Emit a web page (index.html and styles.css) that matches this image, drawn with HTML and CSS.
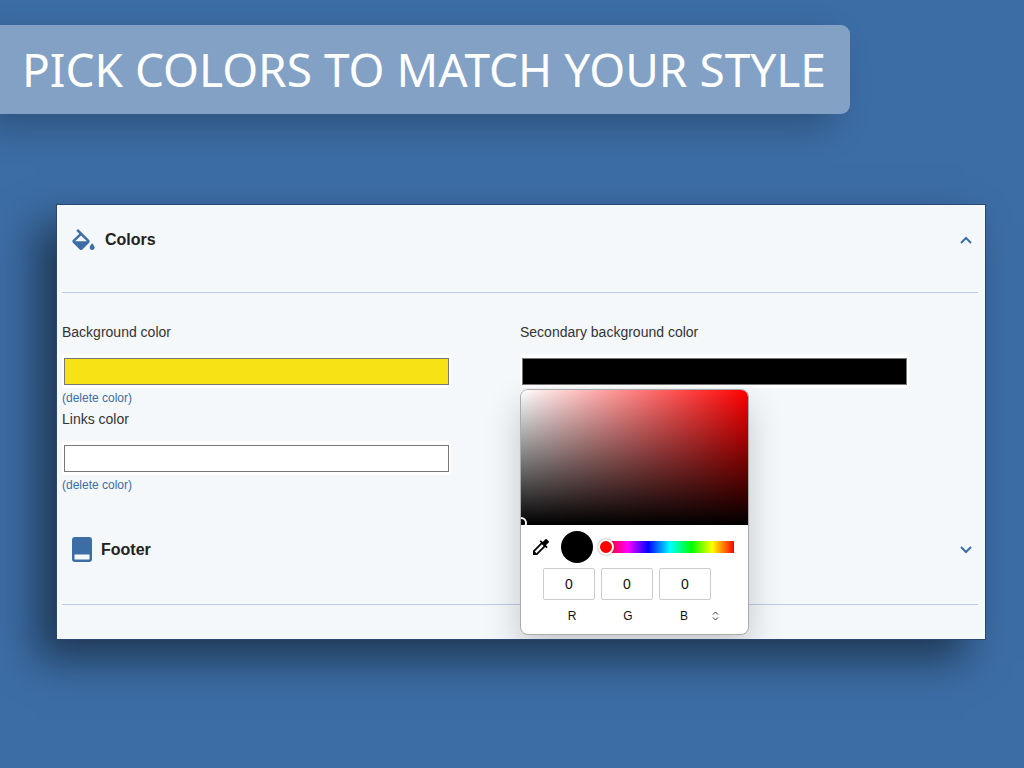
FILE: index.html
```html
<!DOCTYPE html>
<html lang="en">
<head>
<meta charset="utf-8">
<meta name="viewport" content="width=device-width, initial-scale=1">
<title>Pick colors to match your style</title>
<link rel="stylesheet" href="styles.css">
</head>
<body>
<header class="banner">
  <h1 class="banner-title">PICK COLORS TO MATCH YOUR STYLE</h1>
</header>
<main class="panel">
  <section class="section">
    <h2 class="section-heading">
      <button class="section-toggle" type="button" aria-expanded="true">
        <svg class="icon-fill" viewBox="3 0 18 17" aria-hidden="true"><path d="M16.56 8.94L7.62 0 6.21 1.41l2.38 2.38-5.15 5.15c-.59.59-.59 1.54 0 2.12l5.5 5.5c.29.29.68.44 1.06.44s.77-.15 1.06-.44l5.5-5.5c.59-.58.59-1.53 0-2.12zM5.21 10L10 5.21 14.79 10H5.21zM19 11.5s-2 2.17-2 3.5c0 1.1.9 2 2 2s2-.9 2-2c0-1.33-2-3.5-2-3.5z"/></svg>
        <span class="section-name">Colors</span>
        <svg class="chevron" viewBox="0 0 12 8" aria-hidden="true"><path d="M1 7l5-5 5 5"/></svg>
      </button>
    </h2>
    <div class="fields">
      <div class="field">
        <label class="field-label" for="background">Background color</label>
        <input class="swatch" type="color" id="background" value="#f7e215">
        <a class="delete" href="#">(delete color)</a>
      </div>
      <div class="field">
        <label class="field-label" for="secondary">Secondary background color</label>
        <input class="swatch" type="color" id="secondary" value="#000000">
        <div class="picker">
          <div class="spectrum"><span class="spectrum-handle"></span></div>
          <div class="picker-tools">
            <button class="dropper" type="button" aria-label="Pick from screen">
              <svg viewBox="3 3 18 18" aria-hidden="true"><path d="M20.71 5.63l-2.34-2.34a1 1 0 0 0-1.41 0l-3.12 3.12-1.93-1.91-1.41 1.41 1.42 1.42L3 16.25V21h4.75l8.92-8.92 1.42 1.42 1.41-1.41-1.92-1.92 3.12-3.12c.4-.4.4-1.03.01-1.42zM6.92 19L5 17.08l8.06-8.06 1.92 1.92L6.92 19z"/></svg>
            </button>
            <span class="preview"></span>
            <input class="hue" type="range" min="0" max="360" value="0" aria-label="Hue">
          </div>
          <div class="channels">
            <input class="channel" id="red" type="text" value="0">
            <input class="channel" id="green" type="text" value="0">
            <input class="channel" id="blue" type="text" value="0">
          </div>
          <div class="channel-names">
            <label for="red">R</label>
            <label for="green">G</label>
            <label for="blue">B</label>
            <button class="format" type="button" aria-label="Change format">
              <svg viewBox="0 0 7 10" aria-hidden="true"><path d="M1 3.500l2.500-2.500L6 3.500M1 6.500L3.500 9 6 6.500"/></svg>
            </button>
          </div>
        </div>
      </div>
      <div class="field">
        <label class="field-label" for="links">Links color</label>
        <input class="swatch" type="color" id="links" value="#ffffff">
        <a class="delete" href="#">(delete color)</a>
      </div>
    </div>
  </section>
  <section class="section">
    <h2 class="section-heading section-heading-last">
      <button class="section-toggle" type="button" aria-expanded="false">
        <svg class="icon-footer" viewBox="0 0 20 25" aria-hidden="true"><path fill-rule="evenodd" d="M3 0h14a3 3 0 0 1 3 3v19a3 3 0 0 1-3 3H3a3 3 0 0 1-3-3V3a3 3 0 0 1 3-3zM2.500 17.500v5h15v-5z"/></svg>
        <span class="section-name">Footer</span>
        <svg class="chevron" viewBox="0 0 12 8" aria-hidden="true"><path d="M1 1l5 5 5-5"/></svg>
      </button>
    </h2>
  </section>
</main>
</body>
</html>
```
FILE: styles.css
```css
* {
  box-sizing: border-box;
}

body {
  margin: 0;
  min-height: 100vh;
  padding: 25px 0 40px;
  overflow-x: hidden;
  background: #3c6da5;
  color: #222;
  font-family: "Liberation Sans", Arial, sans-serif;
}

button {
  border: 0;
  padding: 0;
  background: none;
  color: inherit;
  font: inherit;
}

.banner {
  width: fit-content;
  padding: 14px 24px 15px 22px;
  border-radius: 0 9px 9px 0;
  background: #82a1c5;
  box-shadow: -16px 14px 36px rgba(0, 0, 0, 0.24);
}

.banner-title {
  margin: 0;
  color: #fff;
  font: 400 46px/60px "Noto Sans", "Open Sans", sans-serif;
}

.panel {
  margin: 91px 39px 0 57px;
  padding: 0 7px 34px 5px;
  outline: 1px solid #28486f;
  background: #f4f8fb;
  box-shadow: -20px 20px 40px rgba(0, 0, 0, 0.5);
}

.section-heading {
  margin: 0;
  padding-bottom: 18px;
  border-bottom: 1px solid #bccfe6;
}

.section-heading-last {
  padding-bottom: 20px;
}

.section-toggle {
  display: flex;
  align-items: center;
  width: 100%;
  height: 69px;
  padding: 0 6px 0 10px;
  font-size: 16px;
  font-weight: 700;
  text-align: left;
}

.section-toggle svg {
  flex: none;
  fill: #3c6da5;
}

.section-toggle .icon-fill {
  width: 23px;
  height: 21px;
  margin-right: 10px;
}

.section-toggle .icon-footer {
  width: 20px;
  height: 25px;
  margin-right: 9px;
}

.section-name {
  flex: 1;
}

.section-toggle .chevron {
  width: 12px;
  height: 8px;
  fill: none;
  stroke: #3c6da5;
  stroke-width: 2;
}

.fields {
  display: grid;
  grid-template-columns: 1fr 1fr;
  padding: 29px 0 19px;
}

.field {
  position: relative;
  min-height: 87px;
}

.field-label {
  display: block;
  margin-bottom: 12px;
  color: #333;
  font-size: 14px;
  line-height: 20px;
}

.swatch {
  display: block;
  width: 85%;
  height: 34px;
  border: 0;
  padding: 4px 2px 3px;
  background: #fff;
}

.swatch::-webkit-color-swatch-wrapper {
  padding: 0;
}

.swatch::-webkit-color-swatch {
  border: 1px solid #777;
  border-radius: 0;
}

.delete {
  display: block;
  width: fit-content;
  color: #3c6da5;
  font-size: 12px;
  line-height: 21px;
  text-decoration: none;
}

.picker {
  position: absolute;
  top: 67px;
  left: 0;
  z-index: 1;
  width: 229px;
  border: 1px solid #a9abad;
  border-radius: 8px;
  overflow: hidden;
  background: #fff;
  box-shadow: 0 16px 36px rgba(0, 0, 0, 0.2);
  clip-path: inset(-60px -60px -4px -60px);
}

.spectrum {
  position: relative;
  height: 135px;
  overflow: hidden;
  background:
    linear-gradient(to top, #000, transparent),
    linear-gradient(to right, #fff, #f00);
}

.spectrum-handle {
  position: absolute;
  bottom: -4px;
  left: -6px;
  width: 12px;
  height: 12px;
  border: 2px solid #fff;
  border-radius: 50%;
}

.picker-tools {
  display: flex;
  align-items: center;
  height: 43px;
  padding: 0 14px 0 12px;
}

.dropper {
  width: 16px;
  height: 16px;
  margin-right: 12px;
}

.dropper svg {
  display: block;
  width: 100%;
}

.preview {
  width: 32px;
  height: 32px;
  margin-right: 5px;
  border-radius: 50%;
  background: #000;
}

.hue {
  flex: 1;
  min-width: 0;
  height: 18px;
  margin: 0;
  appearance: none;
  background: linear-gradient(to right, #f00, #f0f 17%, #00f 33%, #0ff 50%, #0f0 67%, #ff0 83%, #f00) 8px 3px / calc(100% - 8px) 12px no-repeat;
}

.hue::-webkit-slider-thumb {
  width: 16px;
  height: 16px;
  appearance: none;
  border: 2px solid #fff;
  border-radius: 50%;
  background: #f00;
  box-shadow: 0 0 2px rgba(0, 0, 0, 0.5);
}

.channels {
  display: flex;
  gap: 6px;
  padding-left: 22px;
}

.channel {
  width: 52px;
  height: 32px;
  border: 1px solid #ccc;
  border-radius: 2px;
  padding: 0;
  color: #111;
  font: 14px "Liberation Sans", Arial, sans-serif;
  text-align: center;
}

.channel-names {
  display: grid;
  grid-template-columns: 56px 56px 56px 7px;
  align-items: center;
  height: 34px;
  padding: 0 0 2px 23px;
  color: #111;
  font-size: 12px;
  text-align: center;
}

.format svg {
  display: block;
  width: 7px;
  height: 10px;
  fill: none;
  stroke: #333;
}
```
════════════════════
#### [What you have to do]
Write only the number of lines that include "styles".

#### [Response to the task]
3